Ronnie Glavin

Personal information
- Full name: Ronald Michael Glavin
- Date of birth: 27 March 1951 (age 75)
- Place of birth: Glasgow, Scotland
- Height: 5 ft 10 in (1.78 m)
- Positions: Forward; attacking midfielder;

Youth career
- 1962–1964: Lochend Rovers

Senior career*
- Years: Team / Apps / (Gls)
- 1968–1974: Partick Thistle / 136 / (35)
- 1974–1979: Celtic / 101 / (35)
- 1979–1984: Barnsley / 176 / (73)
- 1984–1985: Belenenses / 27 / (9)
- 1985–1986: Barnsley / 6 / (0)
- 1986: Farsley Celtic
- 1986: Stockport County / 10 / (1)
- 1986: Cowdenbeath / 2 / (0)
- 1986–1987: St. Louis Steamers / 6 / (0)
- Total:  / 464 / (153)

International career
- 1977: Scotland / 1 / (0)

Managerial career
- 1991–1994: Frickley Athletic
- 1994–2003: Emley
- 2003–2007: Worksop Town
- 2007–2010: Wakefield

= Ronnie Glavin =

Scottish footballer and manager

Ronald Michael Glavin (born 27 March 1951) is a Scottish former footballer, who played as an attacking midfielder or forward. Glavin began his career at Partick Thistle, before moving to Celtic in 1974. He was part of a formidable attacking partnership alongside Kenny Dalglish and Paul Wilson.

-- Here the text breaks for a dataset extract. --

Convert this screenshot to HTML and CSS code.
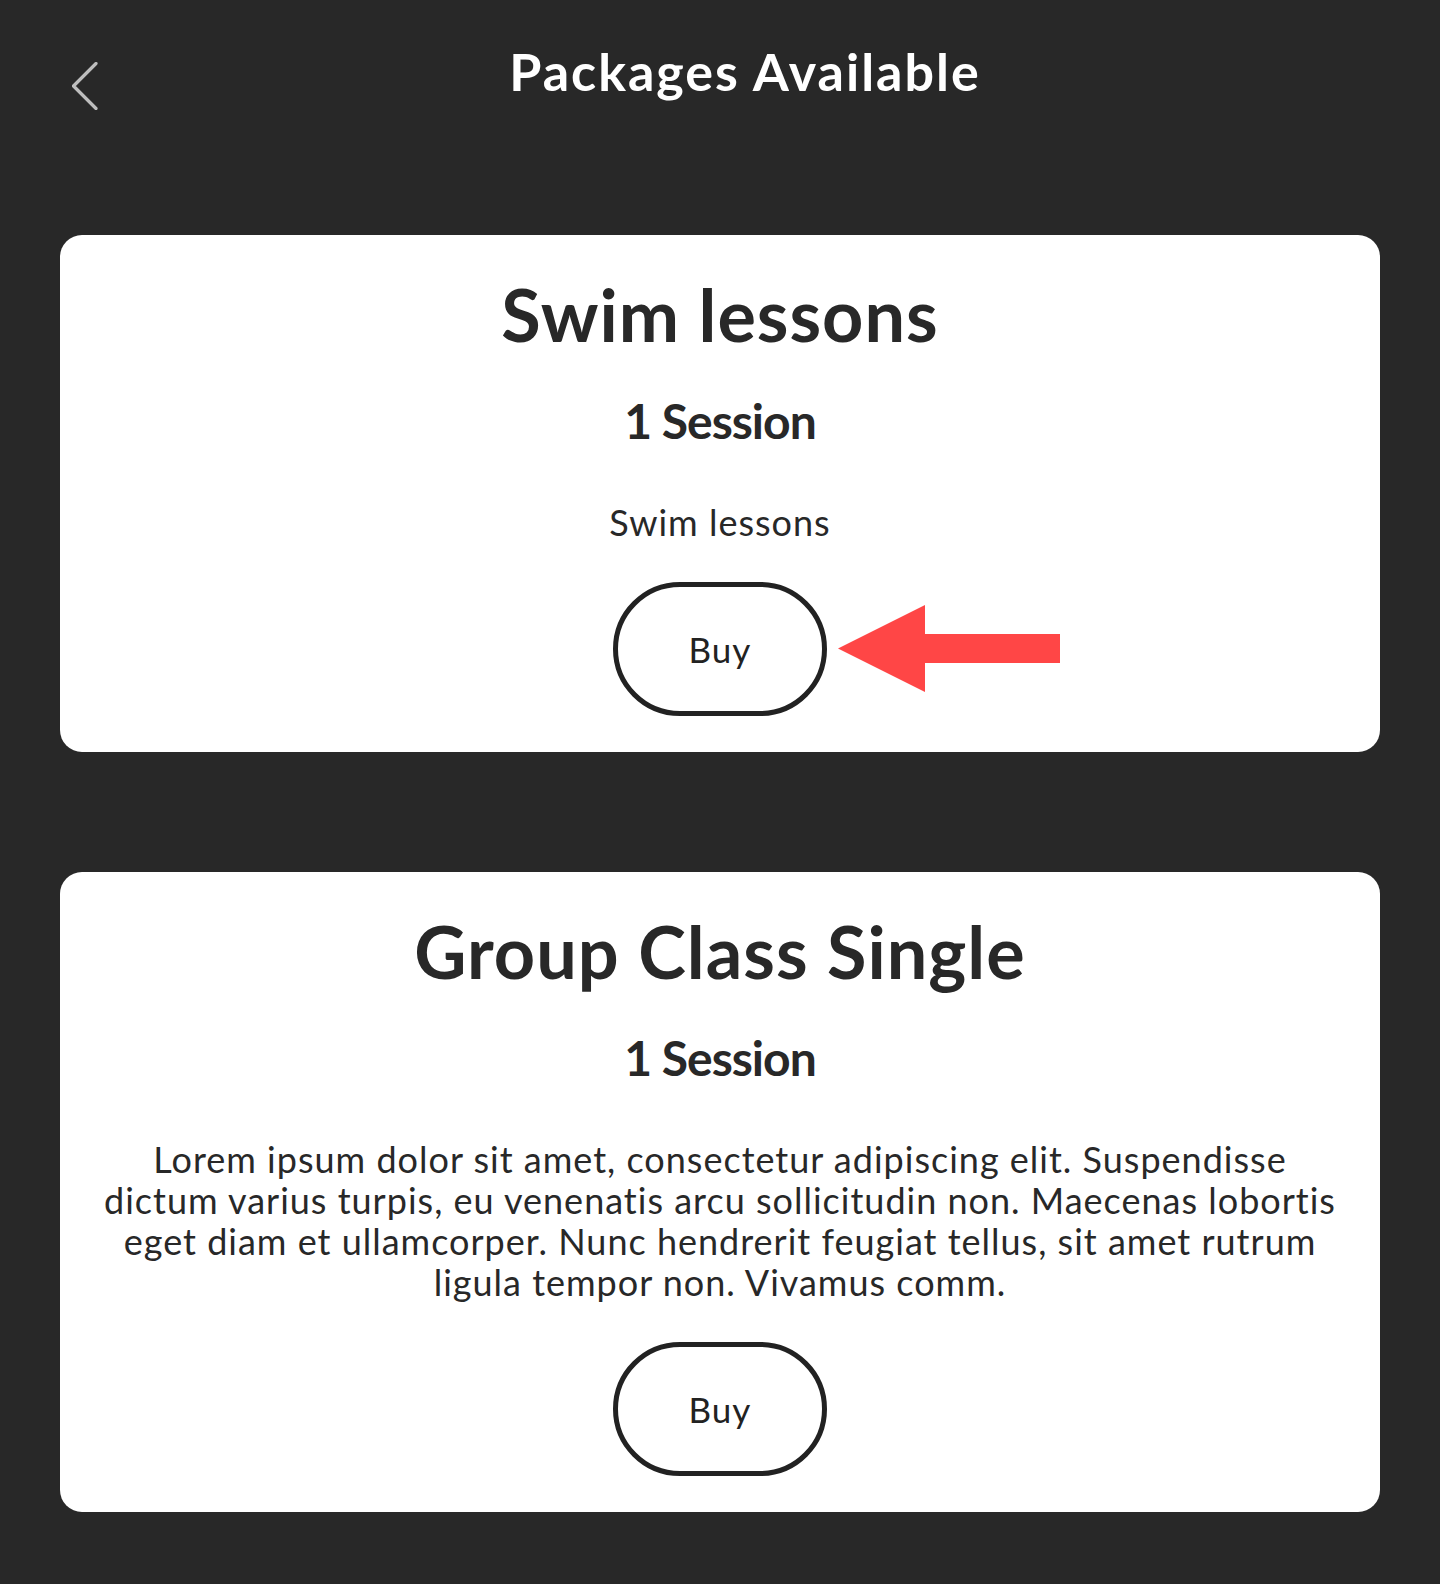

Glavin moved south to England in 1979 and joined Barnsley in a £40,000 transfer deal. He was voted as one of the club's greatest cult heroes in a BBC online poll.

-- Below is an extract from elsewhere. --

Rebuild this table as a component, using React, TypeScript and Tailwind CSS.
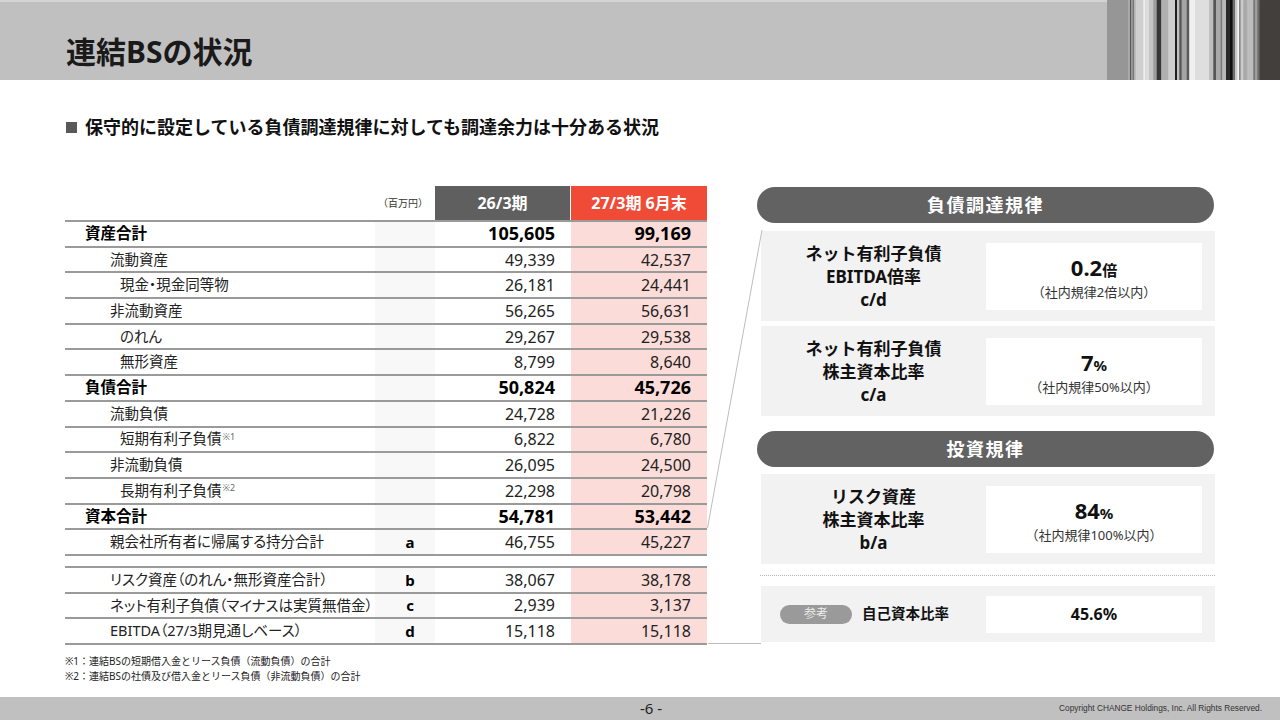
const rows1 = [
  { label: '資産合計', v1: '105,605', v2: '99,169', level: 0 },
  { label: '流動資産', v1: '49,339', v2: '42,537', level: 1 },
  { label: '現金・現金同等物', v1: '26,181', v2: '24,441', level: 2 },
  { label: '非流動資産', v1: '56,265', v2: '56,631', level: 1 },
  { label: 'のれん', v1: '29,267', v2: '29,538', level: 2 },
  { label: '無形資産', v1: '8,799', v2: '8,640', level: 2 },
  { label: '負債合計', v1: '50,824', v2: '45,726', level: 0 },
  { label: '流動負債', v1: '24,728', v2: '21,226', level: 1 },
  { label: '短期有利子負債', note: '※1', v1: '6,822', v2: '6,780', level: 2 },
  { label: '非流動負債', v1: '26,095', v2: '24,500', level: 1 },
  { label: '長期有利子負債', note: '※2', v1: '22,298', v2: '20,798', level: 2 },
  { label: '資本合計', v1: '54,781', v2: '53,442', level: 0 },
  { label: '親会社所有者に帰属する持分合計', mark: 'a', v1: '46,755', v2: '45,227', level: 1 },
];

const rows2 = [
  { label: 'リスク資産（のれん・無形資産合計）', mark: 'b', v1: '38,067', v2: '38,178', level: 1 },
  { label: 'ネット有利子負債（マイナスは実質無借金）', mark: 'c', v1: '2,939', v2: '3,137', level: 1 },
  { label: 'EBITDA（27/3期見通しベース）', mark: 'd', v1: '15,118', v2: '15,118', level: 1 },
];

// header barcode stripes: [x, width, colour]
const stripes: [number, number, string][] = [
  [0, 21.3, '#969696'],
  [21.3, 1.7, '#a8a8a8'],
  [23, 1, '#555555'],
  [24, 1.7, '#9a9a9a'],
  [25.7, 1.6, '#777777'],
  [27.3, 1.7, '#bdbdbd'],
  [29, 7.3, '#cfcfcf'],
  [36.3, 2, '#efefef'],
  [38.3, 3.7, '#dcdcdc'],
  [42, 4.3, '#c5c5c5'],
  [46.3, 3.4, '#9d9d9d'],
  [49.7, 4.6, '#363636'],
  [54.3, 7, '#b0b0b0'],
  [61.3, 6.7, '#cdcdcd'],
  [68, 2, '#1e1e1e'],
  [70, 2.3, '#bfbfbf'],
  [72.3, 2.4, '#555555'],
  [74.7, 5, '#a5a5a5'],
  [79.7, 2.6, '#5a5a5a'],
  [82.3, 5.7, '#f0f0f0'],
  [88, 14.3, '#dedede'],
  [102.3, 4, '#bdbdbd'],
  [106.3, 2.7, '#555555'],
  [109, 4.7, '#a8a8a8'],
  [113.7, 1.6, '#7a7a7a'],
  [115.3, 3.7, '#bababa'],
  [119, 3.3, '#2a2a2a'],
  [122.3, 3.4, '#0d0d0d'],
  [125.7, 2.3, '#6b6b6b'],
  [128, 2.3, '#c8c8c8'],
  [130.3, 1.7, '#f2f2f2'],
  [132, 1.7, '#8a8a8a'],
  [133.7, 2.6, '#cbcbcb'],
  [136.3, 4, '#a9a9a9'],
  [140.3, 6, '#bdbdbd'],
  [146.3, 2, '#767676'],
  [148.3, 2, '#9f9f9f'],
  [150.3, 2, '#6a6a6a'],
  [152.3, 20.7, '#433f3d'],
];

type Row = { label: string; note?: string; mark?: string; v1: string; v2: string; level: number };

function TableRow({ row }: { row: Row }) {
  const bold = row.level === 0;
  const pad = row.level === 0 ? 'pl-[20px]' : row.level === 1 ? 'pl-[45px]' : 'pl-[55px]';
  return (
    <div className="flex h-[25.7px] border-t-2 border-[#9a9a9a]">
      <div className={`flex w-[310px] items-center ${pad}`}>
        <span
          className={`whitespace-nowrap [font-feature-settings:'palt'] ${
            bold ? 'text-[15.5px] font-bold text-black' : 'text-[14.5px] text-[#222]'
          }`}
        >
          {row.label}
          {row.note && <sup className="ml-px text-[9px] text-[#666]">{row.note}</sup>}
        </span>
      </div>
      <div className="flex w-[60px] items-center justify-center bg-[#f8f8f8] pl-[10px] text-[15px] font-bold text-black">
        {row.mark}
      </div>
      <div
        className={`flex w-[135px] items-center justify-end pr-[15px] ${
          bold ? 'text-[18px] font-bold text-black' : 'text-[16px] text-[#222]'
        }`}
      >
        {row.v1}
      </div>
      <div
        className={`ml-px flex w-[136px] items-center justify-end bg-[#fcdcd8] pr-[16px] ${
          bold ? 'text-[18px] font-bold text-black' : 'text-[16px] text-[#222]'
        }`}
      >
        {row.v2}
      </div>
    </div>
  );
}

function Pill({ children }: { children: React.ReactNode }) {
  return (
    <div className="flex h-[36px] w-[457px] items-center justify-center rounded-full bg-[#626262] text-[18px] font-bold tracking-[1.5px] text-white">
      {children}
    </div>
  );
}

function RuleCard({ lines, big, unit, sub }: { lines: string[]; big: string; unit: string; sub: string }) {
  return (
    <div className="ml-[4px] flex h-[90px] w-[454px] items-center bg-[#f2f2f2]">
      <div className="flex w-[225px] flex-col items-center text-[17px] font-bold leading-[23px] text-[#111]">
        {lines.map((l) => (
          <div key={l}>{l}</div>
        ))}
      </div>
      <div className="flex h-[67px] w-[216px] flex-col items-center justify-center bg-white pt-[2px]">
        <div className="leading-[26px] text-[#111]">
          <span className="text-[22px] font-bold">{big}</span>
          <span className="text-[15px] font-bold">{unit}</span>
        </div>
        <div className="text-[13px] leading-[18px] text-[#333]">{sub}</div>
      </div>
    </div>
  );
}

export default function App() {
  return (
    <div className="relative flex h-[720px] w-[1280px] flex-col overflow-hidden bg-white font-['Noto_Sans','Noto_Sans_CJK_JP',sans-serif] text-[#222]">
      {/* title band */}
      <div className="flex h-[80px] shrink-0 items-start border-t-2 border-[#d4d4d4] bg-[#c0c0c0]">
        <h1 className="mt-[31px] pl-[66px] text-[30px] font-bold leading-[38px] text-[#1a1a1a]">連結BSの状況</h1>
        <svg className="ml-auto -mt-[2px]" width="173" height="80" viewBox="0 0 173 80" preserveAspectRatio="none">
          {stripes.map(([x, w, c], i) => (
            <rect key={i} x={x} y={0} width={w + 0.2} height={80} fill={c} />
          ))}
        </svg>
      </div>

      <div className="mt-[35px] flex items-center pl-[66px] leading-[24px]">
        <span className="mr-[8px] inline-block h-[11px] w-[11px] bg-[#595959]" />
        <span className="text-[18px] font-bold text-[#111]">
          保守的に設定している負債調達規律に対しても調達余力は十分ある状況
        </span>
      </div>

      <div className="mt-[47px] flex pl-[65px]">
        {/* table */}
        <div className="w-[642px]">
          <div className="flex h-[34px]">
            <div className="flex w-[370px] items-center justify-end pr-[7px] text-[10px] text-[#333]">（百万円）</div>
            <div className="flex w-[135px] items-center justify-center bg-[#5f5f5f] text-[16px] font-bold text-white">
              26/3期
            </div>
            <div className="ml-px flex w-[136px] items-center justify-center bg-[#f04b37] text-[16px] font-bold text-white">
              27/3期 6月末
            </div>
          </div>
          <div className="border-b-2 border-[#9a9a9a]">
            {rows1.map((r) => (
              <TableRow key={r.label} row={r} />
            ))}
          </div>
          <div className="mt-[10px] border-b-2 border-[#9a9a9a]">
            {rows2.map((r) => (
              <TableRow key={r.label} row={r} />
            ))}
          </div>
          <div className="mt-[9px] text-[10px] leading-[15px] text-[#222]">
            <div>※1：連結BSの短期借入金とリース負債（流動負債）の合計</div>
            <div>※2：連結BSの社債及び借入金とリース負債（非流動負債）の合計</div>
          </div>
        </div>

        {/* rules panel */}
        <div className="ml-[50px] w-[458px] pt-px">
          <Pill>負債調達規律</Pill>
          <div className="mt-[8px]">
            <RuleCard lines={['ネット有利子負債', 'EBITDA倍率', 'c/d']} big="0.2" unit="倍" sub="（社内規律2倍以内）" />
          </div>
          <div className="mt-[5px]">
            <RuleCard lines={['ネット有利子負債', '株主資本比率', 'c/a']} big="7" unit="%" sub="（社内規律50%以内）" />
          </div>
          <div className="mt-[15px]">
            <Pill>投資規律</Pill>
          </div>
          <div className="mt-[7px]">
            <RuleCard lines={['リスク資産', '株主資本比率', 'b/a']} big="84" unit="%" sub="（社内規律100%以内）" />
          </div>
          <div className="ml-[3px] mt-[11px] w-[455px] border-t border-dotted border-[#b5b5b5]" />
          <div className="ml-[4px] mt-[10px] flex h-[56px] w-[454px] items-center bg-[#f2f2f2]">
            <div className="ml-[19px] flex h-[19px] w-[72px] items-center justify-center rounded-full bg-[#9a9a9a] text-[12px] text-[#ececec]">
              参考
            </div>
            <div className="ml-[10px] w-[124px] text-[14.5px] font-bold text-[#111]">自己資本比率</div>
            <div className="flex h-[37px] w-[216px] items-center justify-center bg-white text-[16px] font-bold text-[#111]">
              45.6%
            </div>
          </div>
        </div>
      </div>

      {/* footer */}
      <div className="relative mt-auto flex h-[23px] shrink-0 items-center bg-[#c0c0c0]">
        <div className="absolute left-[640px] text-[15px] leading-[23px] text-[#222]">-6 -</div>
        <div className="ml-auto pr-[18px] font-['Liberation_Sans',sans-serif] text-[8.3px] text-[#333]">
          Copyright CHANGE Holdings, Inc. All Rights Reserved.
        </div>
      </div>

      {/* connector lines between table and panel */}
      <svg className="pointer-events-none absolute left-0 top-0" width="1280" height="720">
        <line x1="762" y1="230" x2="707.5" y2="528" stroke="#bdbdbd" strokeWidth="1" />
        <line x1="708" y1="643.5" x2="761" y2="643.5" stroke="#bdbdbd" strokeWidth="1" />
      </svg>
    </div>
  );
}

His playing career included spells with Belenenses, Barnsley, Farsley Celtic, Stockport County, Cowdenbeath and St. Louis Steamers.

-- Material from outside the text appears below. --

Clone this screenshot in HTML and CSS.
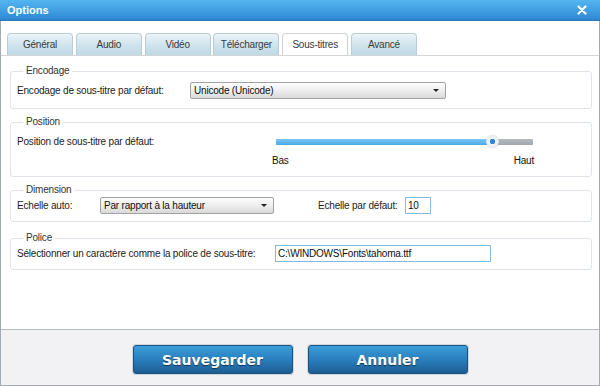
FILE: index.html
```html
<!DOCTYPE html>
<html lang="fr">
<head>
  <meta charset="UTF-8">
  <title>Options</title>
  <link rel="stylesheet" href="styles.css">
</head>
<body>
  <div class="window">
    <!-- Title bar -->
    <div class="titlebar">
      <span class="title">Options</span>
      <svg class="close" width="10" height="10" viewBox="0 0 10 10">
        <path d="M1.5 1.5 L8.5 8.5 M8.5 1.5 L1.5 8.5" stroke="#fff" stroke-width="2.2" stroke-linecap="round"/>
      </svg>
    </div>

    <!-- Tabs -->
    <div class="tabs">
      <div class="tab">Général</div>
      <div class="tab">Audio</div>
      <div class="tab">Vidéo</div>
      <div class="tab">Télécharger</div>
      <div class="tab active">Sous-titres</div>
      <div class="tab">Avancé</div>
    </div>

    <!-- Subtitle settings -->
    <div class="content">
      <fieldset class="group group-encoding">
        <legend>Encodage</legend>
        <div class="row">
          <span class="label label-encoding">Encodage de sous-titre par défaut:</span>
          <div class="select select-encoding">Unicode (Unicode)<span class="arrow"></span></div>
        </div>
      </fieldset>

      <fieldset class="group group-position">
        <legend>Position</legend>
        <div class="row">
          <span class="label label-position">Position de sous-titre par défaut:</span>
          <div class="slider">
            <div class="track-fill" style="width: 84%"></div>
            <div class="thumb" style="left: 84%"></div>
          </div>
        </div>
        <div class="slider-labels">
          <span>Bas</span>
          <span>Haut</span>
        </div>
      </fieldset>

      <fieldset class="group group-dimension">
        <legend>Dimension</legend>
        <div class="row">
          <span class="label label-scale">Echelle auto:</span>
          <div class="select select-scale">Par rapport à la hauteur<span class="arrow"></span></div>
          <span class="label label-default">Echelle par défaut:</span>
          <input class="field field-scale" type="text" value="10">
        </div>
      </fieldset>

      <fieldset class="group group-font">
        <legend>Police</legend>
        <div class="row">
          <span class="label label-font">Sélectionner un caractère comme la police de sous-titre:</span>
          <input class="field field-font" type="text" value="C:\WINDOWS\Fonts\tahoma.ttf">
        </div>
      </fieldset>
    </div>

    <!-- Footer -->
    <div class="footer">
      <button class="btn">Sauvegarder</button>
      <button class="btn">Annuler</button>
    </div>
  </div>
</body>
</html>
```

FILE: styles.css
```css
body {
  margin: 0;
  padding: 0;
  background: #fff;
  font-family: "Liberation Sans", Arial, sans-serif;
  font-size: 10px;
  letter-spacing: -0.2px;
  color: #222;
}
.window {
  width: 600px;
  height: 386px;
  box-sizing: border-box;
  border-left: 1px solid #a3acb5;
  border-right: 1px solid #a3acb5;
  border-bottom: 1px solid #a3acb5;
  display: flex;
  flex-direction: column;
}

/* title bar */
.titlebar {
  height: 21px;
  margin: 0 -1px;
  background: linear-gradient(#55b5f0, #3d9be0 60%, #2e86d2);
  border-bottom: 1px solid #2a78bf;
  box-sizing: border-box;
  display: flex;
  align-items: center;
  justify-content: space-between;
  padding: 0 13px 0 7px;
}
.title {
  color: #fff;
  font-weight: bold;
  font-size: 11px;
  letter-spacing: 0;
}
.close {
  display: block;
}

/* tabs */
.tabs {
  display: flex;
  gap: 2.8px;
  padding: 12px 0 0 6px;
  border-bottom: 1px solid #d3d6d9;
}
.tab {
  width: 66px;
  height: 22px;
  box-sizing: border-box;
  border: 1px solid #b9ccd7;
  border-bottom: none;
  border-radius: 4px 4px 0 0;
  background: linear-gradient(#eaf4f8, #cfe3ec 55%, #bfd9e5);
  color: #3a3a3a;
  display: flex;
  align-items: center;
  justify-content: center;
}
.tab.active {
  background: #fff;
  border-color: #cfd3d6;
}

/* content */
.content {
  flex: 1;
  padding-top: 9px;
}
.group {
  margin: 0 7px 9px 9px;
  border: 1px solid #dfe4ea;
  border-radius: 3px;
  padding: 0 6px;
}
.group legend {
  padding: 0 3px;
  margin-left: 6px;
  line-height: 12px;
  color: #333;
}
.group-encoding {
  padding-top: 5px;
  padding-bottom: 9px;
  margin-bottom: 7px;
}
.group-position {
  padding-top: 5px;
  padding-bottom: 9px;
  margin-bottom: 7px;
}
.group-dimension {
  padding-top: 1px;
  padding-bottom: 7px;
  margin-bottom: 10px;
}
.group-font {
  padding-top: 1px;
  padding-bottom: 7px;
}
.row {
  display: flex;
  align-items: center;
  height: 17px;
}
.label {
  flex: none;
}
.label-encoding { width: 173px; }
.label-position { width: 259px; }
.label-scale { width: 83px; }
.label-default { width: 87px; margin-left: 44px; }
.label-font { width: 258px; }

/* drop-downs */
.select {
  position: relative;
  height: 17px;
  box-sizing: border-box;
  border: 1px solid #a2a2a2;
  border-radius: 2px;
  background: linear-gradient(#fdfdfd, #eeeeee 50%, #d9d9d9);
  color: #111;
  padding-left: 3px;
  line-height: 15px;
}
.select-encoding { width: 256px; }
.select-scale { width: 174px; }
.arrow {
  position: absolute;
  right: 6px;
  top: 6px;
  border-left: 3px solid transparent;
  border-right: 3px solid transparent;
  border-top: 3px solid #222;
}

/* slider */
.slider {
  position: relative;
  width: 257px;
  height: 6px;
  border-radius: 1px;
  background: linear-gradient(#b6bbc0, #a0a6ac);
}
.track-fill {
  height: 100%;
  border-radius: 1px;
  background: linear-gradient(#7cc6f5, #4aa9ea);
}
.thumb {
  position: absolute;
  top: -4px;
  width: 13px;
  height: 13px;
  margin-left: -6px;
  box-sizing: border-box;
  border-radius: 50%;
  background: radial-gradient(circle, #2f86dc 0, #2f86dc 2.5px, #f4f5f6 3px, #dcdfe2);
  box-shadow: 0 0 1px rgba(0,0,0,0.25);
}
.slider-labels {
  display: flex;
  justify-content: space-between;
  width: 262px;
  margin: 5px 0 0 255px;
  line-height: 12px;
  color: #111;
}

/* text fields */
.field {
  height: 17px;
  box-sizing: border-box;
  border: 1px solid #86b9e0;
  padding: 0 2px;
  font-family: "Liberation Sans", Arial, sans-serif;
  font-size: 10px;
  letter-spacing: -0.2px;
  color: #111;
  outline: none;
}
.field-scale { width: 26px; }
.field-font { width: 216px; }

/* footer */
.footer {
  height: 56px;
  box-sizing: border-box;
  border-top: 1px solid #b4bcc4;
  background: #f2f2f4;
  display: flex;
  justify-content: center;
  gap: 15px;
  padding-top: 15px;
}
.btn {
  width: 160px;
  height: 29px;
  border: 1px solid #1b527f;
  border-radius: 3px;
  background: linear-gradient(#3a9cd8, #2a7fbe 50%, #1d5d92);
  box-shadow: 0 0 0 1px #cfd6dd, 0 1px 1px rgba(0,0,0,0.15);
  color: #fff;
  font-family: "DejaVu Sans", Verdana, sans-serif;
  font-weight: bold;
  font-size: 14px;
  letter-spacing: 0;
  text-shadow: 0 1px 1px rgba(0,0,0,0.55);
  cursor: pointer;
}
```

Glavin represented Scotland once, in 1977. After retiring as a player, Glavin managed clubs in English non-league football. His younger brother Tony was also a footballer.

==Club career==
Glavin began his League career at Partick Thistle and spent six years at the club, making his name as a talented attacking midfielder before joining Celtic in 1974. During his five years at Parkhead, Glavin enjoyed success including winning the League championship. The 1976–77 season was noted for Glavin's prolific scoring from midfield.

He joined Barnsley on 7 June 1979, then under the management of Allan Clarke. Then in the Third Division, Barnsley rose to promotion under the management of Norman Hunter in 1981 and thereafter became an established Second Division club. Glavin became a favourite with Barnsley supporters for his skilful play and prolific scoring from midfield. He is regarded as one of Barnsley's all-time greats.

He moved to Portuguese club Belenenses in 1984, but returned to Barnsley for a brief spell as a player-coach within a year. In 1986, he moved on to a similar role at Stockport County, but finished the 1986–87 season as a player at Cowdenbeath in Scotland.

==International career==
Glavin won a Scotland cap during his time at Celtic, playing in a friendly match against Sweden in April 1977.

==Management and coaching==
He began his management career at Frickley Athletic in 1991, before moving on to Emley in 1994. He led Emley to the third round of the FA Cup in 1997–98, where they played West Ham. He returned to Barnsley as first team coach in the summer of 2003, but left after four months following a takeover. He took over as manager at Worksop Town, replacing Steve Ludlam, but returned to Emley, now renamed Wakefield in September 2007. On 13 October 2010, it was announced that Glavin had stepped down from first team management duties to concentrate on a new role as director of youth development.